GM Boosts 2024 Financial Outlook After Surprising Q2 Performance

General Motors has increased several financial projections for 2024 after exceeding Wall Street’s expectations for its second quarter results.

The Detroit-based automaker has revised its anticipated adjusted earnings from a range of $12.5 billion to $14.5 billion up to between $13 billion and $15 billion. Additionally, GM has raised its forecasts for operating cash flow and earnings per share, while slightly reducing its expectations for net income attributable to shareholders to between $10 billion and $11.4 billion, a decrease of less than 1%.

In the second quarter, GM reported revenue of $47.9 billion, which is over a 7% rise from the same period last year and surpasses Wall Street’s anticipated $45 billion. The earnings per share reached $3.06, exceeding the $2.71 expected by analysts and representing a 60% increase from 2023. The company’s net income rose by 14% to $2.9 billion, compared to $2.5 billion the previous year.

Following these announcements, GM’s stock surged nearly 5% in pre-market trading on Tuesday and has increased by over 37% year-to-date. Additionally, GM declared a cash dividend for the third quarter, providing further support to its stock price.

In a letter to shareholders, CEO Mary Barra highlighted the success of GM’s gas-powered trucks and SUVs, while also mentioning the launch of eight new or redesigned models in North America. She emphasized GM’s commitment to boosting production of the electric Chevrolet Equinox, stating the company is excited about its electric vehicles (EVs) but remains focused on disciplined growth.

Earlier this month, Barra acknowledged that GM would not meet its target of producing 1 million electric vehicles in North America by the end of 2025 due to a slowdown in the market. She indicated that the company will adjust production based on demand, although EV sales showed growth last quarter.

Barra also announced that Cruise, GM’s autonomous driving division, would discontinue its Origin vehicle model after a previous incident led to operational setbacks. Instead, Cruise will use the next-generation Chevrolet Bolt for testing in Texas and Arizona. GM incurred a $600 million charge for halting production of the Origin in Detroit.

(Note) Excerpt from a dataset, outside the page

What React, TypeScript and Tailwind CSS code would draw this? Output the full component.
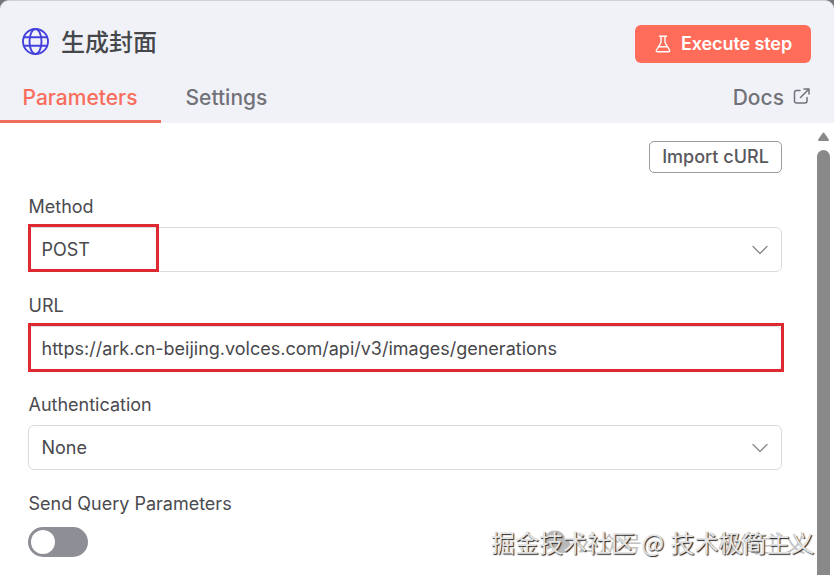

During a recent analyst call, Barra mentioned that utilizing the Bolt addresses regulatory concerns regarding the Origin’s unconventional design, such as its missing steering wheel. This shift is also expected to reduce costs and enhance resource optimization.

Barra reiterated GM’s objective of transforming mobility through autonomous technology, highlighting that progress continues with every mile traveled and simulation run as Cruise remains an AI-first company.

In addition, GM is working to restructure its joint venture with SAIC Motor in China as it faces ongoing financial losses, reporting a $104 million loss for the second quarter. In June, the SAIC-GM partnership cut production by 70% and delivered 26,000 vehicles, a 50% drop compared to the prior year, according to Automotive News.